--- What you are asked to do ---
Repeat the listing in full, exactly as it stands.
* BEGIN *
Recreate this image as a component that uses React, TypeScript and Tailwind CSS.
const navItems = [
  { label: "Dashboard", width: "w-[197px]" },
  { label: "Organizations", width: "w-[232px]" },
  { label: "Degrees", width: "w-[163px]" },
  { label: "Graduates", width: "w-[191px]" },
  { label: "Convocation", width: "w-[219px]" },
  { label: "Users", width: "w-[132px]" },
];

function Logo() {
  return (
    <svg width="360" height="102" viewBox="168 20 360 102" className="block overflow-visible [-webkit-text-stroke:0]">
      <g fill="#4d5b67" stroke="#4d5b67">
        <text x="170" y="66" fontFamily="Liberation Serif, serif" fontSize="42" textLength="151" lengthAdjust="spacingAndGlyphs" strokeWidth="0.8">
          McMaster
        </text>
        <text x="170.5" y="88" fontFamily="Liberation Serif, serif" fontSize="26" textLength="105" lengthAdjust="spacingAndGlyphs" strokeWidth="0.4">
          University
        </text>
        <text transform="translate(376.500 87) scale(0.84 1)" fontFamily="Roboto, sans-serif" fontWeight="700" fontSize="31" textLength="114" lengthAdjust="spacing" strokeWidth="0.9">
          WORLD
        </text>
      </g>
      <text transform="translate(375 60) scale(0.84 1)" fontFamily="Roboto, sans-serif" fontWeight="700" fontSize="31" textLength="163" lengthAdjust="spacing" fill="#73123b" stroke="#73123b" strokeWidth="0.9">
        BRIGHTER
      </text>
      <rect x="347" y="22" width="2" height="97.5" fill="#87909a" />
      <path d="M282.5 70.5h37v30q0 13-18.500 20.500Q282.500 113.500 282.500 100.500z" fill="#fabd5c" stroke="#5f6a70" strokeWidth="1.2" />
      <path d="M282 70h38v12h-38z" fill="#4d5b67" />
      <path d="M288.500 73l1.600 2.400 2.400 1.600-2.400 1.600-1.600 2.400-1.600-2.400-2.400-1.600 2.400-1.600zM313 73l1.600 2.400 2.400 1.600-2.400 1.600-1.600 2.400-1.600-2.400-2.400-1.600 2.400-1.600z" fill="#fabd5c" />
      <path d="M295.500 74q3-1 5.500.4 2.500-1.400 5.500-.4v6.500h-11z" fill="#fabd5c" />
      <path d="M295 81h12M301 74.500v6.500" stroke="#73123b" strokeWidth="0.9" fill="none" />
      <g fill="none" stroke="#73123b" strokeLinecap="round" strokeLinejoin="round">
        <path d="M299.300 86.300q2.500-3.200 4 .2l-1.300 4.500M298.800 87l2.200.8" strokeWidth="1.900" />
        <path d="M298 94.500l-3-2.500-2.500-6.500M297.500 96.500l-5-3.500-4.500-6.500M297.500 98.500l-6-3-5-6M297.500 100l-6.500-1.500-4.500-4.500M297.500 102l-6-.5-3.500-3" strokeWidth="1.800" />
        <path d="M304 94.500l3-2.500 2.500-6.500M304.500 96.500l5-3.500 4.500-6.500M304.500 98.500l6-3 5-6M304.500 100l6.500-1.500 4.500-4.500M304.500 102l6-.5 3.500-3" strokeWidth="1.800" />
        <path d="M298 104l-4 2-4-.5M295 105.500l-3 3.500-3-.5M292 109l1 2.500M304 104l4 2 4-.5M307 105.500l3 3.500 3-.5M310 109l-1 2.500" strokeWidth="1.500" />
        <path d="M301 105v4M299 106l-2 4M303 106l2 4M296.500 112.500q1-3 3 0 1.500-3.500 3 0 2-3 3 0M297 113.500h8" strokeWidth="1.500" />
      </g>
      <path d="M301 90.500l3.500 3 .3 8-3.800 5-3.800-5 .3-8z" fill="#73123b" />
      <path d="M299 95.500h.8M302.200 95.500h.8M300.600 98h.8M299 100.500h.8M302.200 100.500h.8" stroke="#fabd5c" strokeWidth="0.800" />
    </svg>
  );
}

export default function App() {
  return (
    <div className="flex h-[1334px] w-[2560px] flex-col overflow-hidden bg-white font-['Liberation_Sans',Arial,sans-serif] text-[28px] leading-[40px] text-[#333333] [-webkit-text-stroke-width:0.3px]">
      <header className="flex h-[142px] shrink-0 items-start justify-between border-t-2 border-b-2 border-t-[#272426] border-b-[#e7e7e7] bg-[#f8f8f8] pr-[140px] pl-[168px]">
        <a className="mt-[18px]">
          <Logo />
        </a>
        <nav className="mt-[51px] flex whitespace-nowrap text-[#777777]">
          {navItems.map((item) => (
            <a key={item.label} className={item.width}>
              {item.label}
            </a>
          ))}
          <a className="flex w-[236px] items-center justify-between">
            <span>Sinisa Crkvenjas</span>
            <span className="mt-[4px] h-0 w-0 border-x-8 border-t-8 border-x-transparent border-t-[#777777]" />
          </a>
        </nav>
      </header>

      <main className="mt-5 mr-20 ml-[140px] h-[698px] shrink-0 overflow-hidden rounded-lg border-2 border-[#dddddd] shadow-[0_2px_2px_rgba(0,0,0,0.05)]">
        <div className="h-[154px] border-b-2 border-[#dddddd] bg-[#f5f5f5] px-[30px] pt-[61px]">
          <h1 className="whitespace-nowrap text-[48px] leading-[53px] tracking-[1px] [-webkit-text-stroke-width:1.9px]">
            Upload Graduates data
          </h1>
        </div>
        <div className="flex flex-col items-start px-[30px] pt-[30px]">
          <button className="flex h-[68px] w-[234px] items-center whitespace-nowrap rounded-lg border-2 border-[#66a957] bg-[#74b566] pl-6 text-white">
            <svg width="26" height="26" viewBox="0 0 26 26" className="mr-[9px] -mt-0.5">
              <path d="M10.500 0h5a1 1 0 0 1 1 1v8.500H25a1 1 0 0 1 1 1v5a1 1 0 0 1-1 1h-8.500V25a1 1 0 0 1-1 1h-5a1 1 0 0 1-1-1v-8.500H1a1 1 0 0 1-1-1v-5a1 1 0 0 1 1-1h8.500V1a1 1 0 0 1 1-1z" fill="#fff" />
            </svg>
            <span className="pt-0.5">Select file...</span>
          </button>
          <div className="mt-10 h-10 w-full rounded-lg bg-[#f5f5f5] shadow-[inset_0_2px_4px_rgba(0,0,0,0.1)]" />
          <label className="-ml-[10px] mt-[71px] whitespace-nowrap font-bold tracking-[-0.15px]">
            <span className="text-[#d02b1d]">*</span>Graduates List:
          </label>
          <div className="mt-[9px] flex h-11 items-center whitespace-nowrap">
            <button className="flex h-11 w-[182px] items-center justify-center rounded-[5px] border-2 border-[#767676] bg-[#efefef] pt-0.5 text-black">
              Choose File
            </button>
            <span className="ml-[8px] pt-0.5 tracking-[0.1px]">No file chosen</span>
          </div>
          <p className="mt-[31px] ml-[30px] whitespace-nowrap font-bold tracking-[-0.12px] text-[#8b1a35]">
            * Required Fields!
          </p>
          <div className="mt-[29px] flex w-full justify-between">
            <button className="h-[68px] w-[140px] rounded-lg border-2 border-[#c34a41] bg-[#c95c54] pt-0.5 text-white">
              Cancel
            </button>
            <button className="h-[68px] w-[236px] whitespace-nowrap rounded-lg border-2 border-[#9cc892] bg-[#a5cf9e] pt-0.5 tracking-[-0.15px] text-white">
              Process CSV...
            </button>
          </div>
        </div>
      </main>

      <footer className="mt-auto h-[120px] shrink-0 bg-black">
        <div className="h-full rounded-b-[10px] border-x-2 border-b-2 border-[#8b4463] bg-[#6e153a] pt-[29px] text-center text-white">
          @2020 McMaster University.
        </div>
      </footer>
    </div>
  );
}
* END *
--- Response ---
Recreate this image as a component that uses React, TypeScript and Tailwind CSS.
const navItems = [
  { label: "Dashboard", width: "w-[197px]" },
  { label: "Organizations", width: "w-[232px]" },
  { label: "Degrees", width: "w-[163px]" },
  { label: "Graduates", width: "w-[191px]" },
  { label: "Convocation", width: "w-[219px]" },
  { label: "Users", width: "w-[132px]" },
];

function Logo() {
  return (
    <svg width="360" height="102" viewBox="168 20 360 102" className="block overflow-visible [-webkit-text-stroke:0]">
      <g fill="#4d5b67" stroke="#4d5b67">
        <text x="170" y="66" fontFamily="Liberation Serif, serif" fontSize="42" textLength="151" lengthAdjust="spacingAndGlyphs" strokeWidth="0.8">
          McMaster
        </text>
        <text x="170.5" y="88" fontFamily="Liberation Serif, serif" fontSize="26" textLength="105" lengthAdjust="spacingAndGlyphs" strokeWidth="0.4">
          University
        </text>
        <text transform="translate(376.500 87) scale(0.84 1)" fontFamily="Roboto, sans-serif" fontWeight="700" fontSize="31" textLength="114" lengthAdjust="spacing" strokeWidth="0.9">
          WORLD
        </text>
      </g>
      <text transform="translate(375 60) scale(0.84 1)" fontFamily="Roboto, sans-serif" fontWeight="700" fontSize="31" textLength="163" lengthAdjust="spacing" fill="#73123b" stroke="#73123b" strokeWidth="0.9">
        BRIGHTER
      </text>
      <rect x="347" y="22" width="2" height="97.5" fill="#87909a" />
      <path d="M282.5 70.5h37v30q0 13-18.500 20.500Q282.500 113.500 282.500 100.500z" fill="#fabd5c" stroke="#5f6a70" strokeWidth="1.2" />
      <path d="M282 70h38v12h-38z" fill="#4d5b67" />
      <path d="M288.500 73l1.600 2.400 2.400 1.600-2.400 1.600-1.600 2.400-1.600-2.400-2.400-1.600 2.400-1.600zM313 73l1.600 2.400 2.400 1.600-2.400 1.600-1.600 2.400-1.600-2.400-2.400-1.600 2.400-1.600z" fill="#fabd5c" />
      <path d="M295.500 74q3-1 5.500.4 2.500-1.400 5.500-.4v6.500h-11z" fill="#fabd5c" />
      <path d="M295 81h12M301 74.500v6.500" stroke="#73123b" strokeWidth="0.9" fill="none" />
      <g fill="none" stroke="#73123b" strokeLinecap="round" strokeLinejoin="round">
        <path d="M299.300 86.300q2.500-3.200 4 .2l-1.300 4.500M298.800 87l2.200.8" strokeWidth="1.900" />
        <path d="M298 94.500l-3-2.500-2.500-6.500M297.500 96.500l-5-3.500-4.500-6.500M297.500 98.500l-6-3-5-6M297.500 100l-6.500-1.500-4.500-4.500M297.500 102l-6-.5-3.500-3" strokeWidth="1.800" />
        <path d="M304 94.500l3-2.500 2.500-6.500M304.500 96.500l5-3.500 4.500-6.500M304.500 98.500l6-3 5-6M304.500 100l6.500-1.500 4.500-4.500M304.500 102l6-.5 3.500-3" strokeWidth="1.800" />
        <path d="M298 104l-4 2-4-.5M295 105.500l-3 3.500-3-.5M292 109l1 2.500M304 104l4 2 4-.5M307 105.500l3 3.500 3-.5M310 109l-1 2.500" strokeWidth="1.500" />
        <path d="M301 105v4M299 106l-2 4M303 106l2 4M296.500 112.500q1-3 3 0 1.500-3.500 3 0 2-3 3 0M297 113.500h8" strokeWidth="1.500" />
      </g>
      <path d="M301 90.500l3.500 3 .3 8-3.800 5-3.800-5 .3-8z" fill="#73123b" />
      <path d="M299 95.500h.8M302.200 95.500h.8M300.600 98h.8M299 100.500h.8M302.200 100.500h.8" stroke="#fabd5c" strokeWidth="0.800" />
    </svg>
  );
}

export default function App() {
  return (
    <div className="flex h-[1334px] w-[2560px] flex-col overflow-hidden bg-white font-['Liberation_Sans',Arial,sans-serif] text-[28px] leading-[40px] text-[#333333] [-webkit-text-stroke-width:0.3px]">
      <header className="flex h-[142px] shrink-0 items-start justify-between border-t-2 border-b-2 border-t-[#272426] border-b-[#e7e7e7] bg-[#f8f8f8] pr-[140px] pl-[168px]">
        <a className="mt-[18px]">
          <Logo />
        </a>
        <nav className="mt-[51px] flex whitespace-nowrap text-[#777777]">
          {navItems.map((item) => (
            <a key={item.label} className={item.width}>
              {item.label}
            </a>
          ))}
          <a className="flex w-[236px] items-center justify-between">
            <span>Sinisa Crkvenjas</span>
            <span className="mt-[4px] h-0 w-0 border-x-8 border-t-8 border-x-transparent border-t-[#777777]" />
          </a>
        </nav>
      </header>

      <main className="mt-5 mr-20 ml-[140px] h-[698px] shrink-0 overflow-hidden rounded-lg border-2 border-[#dddddd] shadow-[0_2px_2px_rgba(0,0,0,0.05)]">
        <div className="h-[154px] border-b-2 border-[#dddddd] bg-[#f5f5f5] px-[30px] pt-[61px]">
          <h1 className="whitespace-nowrap text-[48px] leading-[53px] tracking-[1px] [-webkit-text-stroke-width:1.9px]">
            Upload Graduates data
          </h1>
        </div>
        <div className="flex flex-col items-start px-[30px] pt-[30px]">
          <button className="flex h-[68px] w-[234px] items-center whitespace-nowrap rounded-lg border-2 border-[#66a957] bg-[#74b566] pl-6 text-white">
            <svg width="26" height="26" viewBox="0 0 26 26" className="mr-[9px] -mt-0.5">
              <path d="M10.500 0h5a1 1 0 0 1 1 1v8.500H25a1 1 0 0 1 1 1v5a1 1 0 0 1-1 1h-8.500V25a1 1 0 0 1-1 1h-5a1 1 0 0 1-1-1v-8.500H1a1 1 0 0 1-1-1v-5a1 1 0 0 1 1-1h8.500V1a1 1 0 0 1 1-1z" fill="#fff" />
            </svg>
            <span className="pt-0.5">Select file...</span>
          </button>
          <div className="mt-10 h-10 w-full rounded-lg bg-[#f5f5f5] shadow-[inset_0_2px_4px_rgba(0,0,0,0.1)]" />
          <label className="-ml-[10px] mt-[71px] whitespace-nowrap font-bold tracking-[-0.15px]">
            <span className="text-[#d02b1d]">*</span>Graduates List:
          </label>
          <div className="mt-[9px] flex h-11 items-center whitespace-nowrap">
            <button className="flex h-11 w-[182px] items-center justify-center rounded-[5px] border-2 border-[#767676] bg-[#efefef] pt-0.5 text-black">
              Choose File
            </button>
            <span className="ml-[8px] pt-0.5 tracking-[0.1px]">No file chosen</span>
          </div>
          <p className="mt-[31px] ml-[30px] whitespace-nowrap font-bold tracking-[-0.12px] text-[#8b1a35]">
            * Required Fields!
          </p>
          <div className="mt-[29px] flex w-full justify-between">
            <button className="h-[68px] w-[140px] rounded-lg border-2 border-[#c34a41] bg-[#c95c54] pt-0.5 text-white">
              Cancel
            </button>
            <button className="h-[68px] w-[236px] whitespace-nowrap rounded-lg border-2 border-[#9cc892] bg-[#a5cf9e] pt-0.5 tracking-[-0.15px] text-white">
              Process CSV...
            </button>
          </div>
        </div>
      </main>

      <footer className="mt-auto h-[120px] shrink-0 bg-black">
        <div className="h-full rounded-b-[10px] border-x-2 border-b-2 border-[#8b4463] bg-[#6e153a] pt-[29px] text-center text-white">
          @2020 McMaster University.
        </div>
      </footer>
    </div>
  );
}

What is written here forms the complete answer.